>>
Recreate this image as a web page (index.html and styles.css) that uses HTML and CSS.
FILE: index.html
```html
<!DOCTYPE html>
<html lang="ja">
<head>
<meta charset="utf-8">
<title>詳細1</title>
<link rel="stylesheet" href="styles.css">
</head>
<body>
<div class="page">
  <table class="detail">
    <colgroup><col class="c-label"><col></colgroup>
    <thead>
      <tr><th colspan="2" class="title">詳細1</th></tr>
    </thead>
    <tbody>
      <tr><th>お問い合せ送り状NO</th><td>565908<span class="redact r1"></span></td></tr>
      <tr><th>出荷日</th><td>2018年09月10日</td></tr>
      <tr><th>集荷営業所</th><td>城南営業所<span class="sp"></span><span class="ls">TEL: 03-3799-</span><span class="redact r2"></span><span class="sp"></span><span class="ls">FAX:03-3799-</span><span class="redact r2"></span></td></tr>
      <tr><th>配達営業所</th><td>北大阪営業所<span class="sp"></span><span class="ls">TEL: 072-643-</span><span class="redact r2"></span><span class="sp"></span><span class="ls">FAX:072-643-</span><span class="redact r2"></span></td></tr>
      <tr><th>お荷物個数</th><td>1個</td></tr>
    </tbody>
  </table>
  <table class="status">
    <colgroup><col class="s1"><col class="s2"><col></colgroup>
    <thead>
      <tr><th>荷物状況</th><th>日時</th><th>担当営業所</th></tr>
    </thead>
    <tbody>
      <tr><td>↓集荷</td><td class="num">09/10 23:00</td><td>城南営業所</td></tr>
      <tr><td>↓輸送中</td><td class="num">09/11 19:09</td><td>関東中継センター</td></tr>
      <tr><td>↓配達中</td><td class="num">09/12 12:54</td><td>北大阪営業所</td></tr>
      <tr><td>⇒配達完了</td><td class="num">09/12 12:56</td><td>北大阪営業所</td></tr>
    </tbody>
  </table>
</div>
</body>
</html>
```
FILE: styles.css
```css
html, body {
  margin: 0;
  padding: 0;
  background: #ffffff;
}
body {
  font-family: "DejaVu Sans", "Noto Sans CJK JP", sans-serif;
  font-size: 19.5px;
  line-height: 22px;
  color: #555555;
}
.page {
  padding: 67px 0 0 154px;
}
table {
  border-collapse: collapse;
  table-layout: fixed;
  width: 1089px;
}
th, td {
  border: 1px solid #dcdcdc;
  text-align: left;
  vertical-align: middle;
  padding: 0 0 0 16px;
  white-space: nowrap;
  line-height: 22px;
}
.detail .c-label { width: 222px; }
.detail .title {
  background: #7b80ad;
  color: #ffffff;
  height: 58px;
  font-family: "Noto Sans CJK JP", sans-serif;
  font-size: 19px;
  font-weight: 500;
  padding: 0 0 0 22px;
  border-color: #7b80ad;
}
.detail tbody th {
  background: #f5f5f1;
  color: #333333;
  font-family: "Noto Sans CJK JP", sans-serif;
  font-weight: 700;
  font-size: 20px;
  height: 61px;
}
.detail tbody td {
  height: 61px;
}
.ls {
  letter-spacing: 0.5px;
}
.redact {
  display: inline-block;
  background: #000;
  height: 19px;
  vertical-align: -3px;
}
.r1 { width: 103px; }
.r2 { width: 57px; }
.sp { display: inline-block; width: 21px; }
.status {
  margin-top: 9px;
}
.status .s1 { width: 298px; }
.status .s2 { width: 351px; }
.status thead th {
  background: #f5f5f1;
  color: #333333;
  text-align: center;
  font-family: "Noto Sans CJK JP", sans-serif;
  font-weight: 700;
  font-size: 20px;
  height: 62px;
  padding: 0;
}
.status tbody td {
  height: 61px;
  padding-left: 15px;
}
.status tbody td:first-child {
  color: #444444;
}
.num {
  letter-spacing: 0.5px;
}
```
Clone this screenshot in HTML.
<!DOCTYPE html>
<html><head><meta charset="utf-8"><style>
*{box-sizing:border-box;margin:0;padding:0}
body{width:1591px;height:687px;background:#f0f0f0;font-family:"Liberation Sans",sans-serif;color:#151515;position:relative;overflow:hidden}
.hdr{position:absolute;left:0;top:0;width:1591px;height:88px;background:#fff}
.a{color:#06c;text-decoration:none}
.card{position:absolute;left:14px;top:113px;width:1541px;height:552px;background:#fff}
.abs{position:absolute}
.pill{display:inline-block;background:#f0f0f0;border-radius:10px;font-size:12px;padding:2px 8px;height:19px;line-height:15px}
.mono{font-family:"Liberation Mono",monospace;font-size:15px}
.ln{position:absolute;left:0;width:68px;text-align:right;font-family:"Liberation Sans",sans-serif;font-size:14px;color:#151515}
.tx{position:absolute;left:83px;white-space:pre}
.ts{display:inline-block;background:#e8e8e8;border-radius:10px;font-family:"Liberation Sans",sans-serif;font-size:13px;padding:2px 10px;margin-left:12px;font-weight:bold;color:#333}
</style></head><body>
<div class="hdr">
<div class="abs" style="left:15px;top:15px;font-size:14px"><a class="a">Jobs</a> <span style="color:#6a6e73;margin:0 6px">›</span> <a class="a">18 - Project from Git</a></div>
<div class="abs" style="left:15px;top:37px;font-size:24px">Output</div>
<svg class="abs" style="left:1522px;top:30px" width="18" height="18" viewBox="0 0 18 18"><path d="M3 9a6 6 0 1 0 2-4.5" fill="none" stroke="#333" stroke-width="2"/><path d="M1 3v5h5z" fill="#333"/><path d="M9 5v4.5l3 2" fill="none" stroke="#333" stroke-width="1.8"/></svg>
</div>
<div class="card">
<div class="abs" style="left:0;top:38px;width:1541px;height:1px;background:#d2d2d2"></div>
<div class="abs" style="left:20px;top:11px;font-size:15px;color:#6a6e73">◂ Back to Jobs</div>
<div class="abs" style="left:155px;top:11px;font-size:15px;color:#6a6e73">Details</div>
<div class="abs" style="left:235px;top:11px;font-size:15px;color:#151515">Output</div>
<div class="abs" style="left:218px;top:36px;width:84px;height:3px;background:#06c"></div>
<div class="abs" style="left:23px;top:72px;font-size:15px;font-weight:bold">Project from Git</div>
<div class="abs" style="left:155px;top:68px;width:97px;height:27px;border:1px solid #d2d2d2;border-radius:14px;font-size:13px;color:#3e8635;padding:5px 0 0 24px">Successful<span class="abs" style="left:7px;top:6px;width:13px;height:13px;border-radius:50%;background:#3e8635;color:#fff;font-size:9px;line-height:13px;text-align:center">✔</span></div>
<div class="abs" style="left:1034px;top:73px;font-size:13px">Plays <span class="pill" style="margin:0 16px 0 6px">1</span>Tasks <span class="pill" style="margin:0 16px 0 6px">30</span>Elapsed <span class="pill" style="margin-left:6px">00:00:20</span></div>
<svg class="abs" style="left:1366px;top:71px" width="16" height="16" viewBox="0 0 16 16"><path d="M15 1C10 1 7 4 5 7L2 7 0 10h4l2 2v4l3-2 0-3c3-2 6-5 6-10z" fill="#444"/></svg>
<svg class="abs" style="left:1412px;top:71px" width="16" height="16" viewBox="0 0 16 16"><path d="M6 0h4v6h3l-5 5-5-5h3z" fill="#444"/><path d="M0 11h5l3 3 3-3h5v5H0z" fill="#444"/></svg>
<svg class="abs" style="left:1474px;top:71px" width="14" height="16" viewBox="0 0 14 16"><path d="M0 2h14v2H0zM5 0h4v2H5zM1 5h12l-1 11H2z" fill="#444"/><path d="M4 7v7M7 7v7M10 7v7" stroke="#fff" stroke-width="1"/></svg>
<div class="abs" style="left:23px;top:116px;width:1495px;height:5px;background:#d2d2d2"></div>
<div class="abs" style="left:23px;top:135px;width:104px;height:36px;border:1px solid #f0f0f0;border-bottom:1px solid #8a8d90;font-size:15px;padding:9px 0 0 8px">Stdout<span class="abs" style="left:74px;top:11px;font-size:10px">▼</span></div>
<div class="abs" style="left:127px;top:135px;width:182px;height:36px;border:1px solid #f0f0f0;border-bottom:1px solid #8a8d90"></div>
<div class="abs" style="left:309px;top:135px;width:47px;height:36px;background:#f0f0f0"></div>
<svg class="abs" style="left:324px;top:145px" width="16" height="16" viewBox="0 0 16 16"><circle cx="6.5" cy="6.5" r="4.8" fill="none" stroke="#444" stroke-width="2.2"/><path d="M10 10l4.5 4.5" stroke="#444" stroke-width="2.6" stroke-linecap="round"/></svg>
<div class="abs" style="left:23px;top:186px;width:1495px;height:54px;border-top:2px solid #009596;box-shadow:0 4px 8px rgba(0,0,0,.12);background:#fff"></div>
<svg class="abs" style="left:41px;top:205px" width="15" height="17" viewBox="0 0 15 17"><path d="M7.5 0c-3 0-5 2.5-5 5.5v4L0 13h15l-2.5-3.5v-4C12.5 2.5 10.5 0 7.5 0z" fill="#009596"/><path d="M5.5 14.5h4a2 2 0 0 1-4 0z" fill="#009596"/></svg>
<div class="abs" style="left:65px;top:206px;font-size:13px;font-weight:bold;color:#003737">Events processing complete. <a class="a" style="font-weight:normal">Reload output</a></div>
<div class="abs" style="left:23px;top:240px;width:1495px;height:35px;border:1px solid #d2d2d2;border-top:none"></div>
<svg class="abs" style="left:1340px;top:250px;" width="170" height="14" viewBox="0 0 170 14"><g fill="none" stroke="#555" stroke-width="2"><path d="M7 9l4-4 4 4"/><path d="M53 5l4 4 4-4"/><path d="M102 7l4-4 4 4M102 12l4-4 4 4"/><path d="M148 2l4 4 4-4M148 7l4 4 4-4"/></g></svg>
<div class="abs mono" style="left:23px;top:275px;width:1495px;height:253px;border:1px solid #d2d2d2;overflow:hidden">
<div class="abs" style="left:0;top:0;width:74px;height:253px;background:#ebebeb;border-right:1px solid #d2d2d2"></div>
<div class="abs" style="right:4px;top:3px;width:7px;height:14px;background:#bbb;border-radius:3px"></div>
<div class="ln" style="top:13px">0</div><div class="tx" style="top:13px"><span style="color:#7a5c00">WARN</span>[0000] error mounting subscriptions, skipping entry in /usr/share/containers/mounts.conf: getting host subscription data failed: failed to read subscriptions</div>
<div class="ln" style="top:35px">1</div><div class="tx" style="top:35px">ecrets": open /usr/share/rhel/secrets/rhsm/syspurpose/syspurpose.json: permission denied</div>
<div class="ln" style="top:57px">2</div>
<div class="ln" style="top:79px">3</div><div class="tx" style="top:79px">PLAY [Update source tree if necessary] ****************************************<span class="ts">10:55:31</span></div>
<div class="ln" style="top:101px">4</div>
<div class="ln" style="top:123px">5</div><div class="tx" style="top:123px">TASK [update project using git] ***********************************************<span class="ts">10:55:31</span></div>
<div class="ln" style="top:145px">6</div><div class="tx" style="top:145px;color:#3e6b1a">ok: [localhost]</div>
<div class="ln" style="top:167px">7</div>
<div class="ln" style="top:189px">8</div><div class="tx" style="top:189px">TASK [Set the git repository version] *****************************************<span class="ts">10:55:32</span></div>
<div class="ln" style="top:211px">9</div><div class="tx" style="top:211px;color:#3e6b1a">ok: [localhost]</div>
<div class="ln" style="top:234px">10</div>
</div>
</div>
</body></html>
<<
JOB —
Select every line of the material above holding the word "styles" and copy it.

EXERCISE ANSWER —
Recreate this image as a web page (index.html and styles.css) that uses HTML and CSS.
<link rel="stylesheet" href="styles.css">
FILE: styles.css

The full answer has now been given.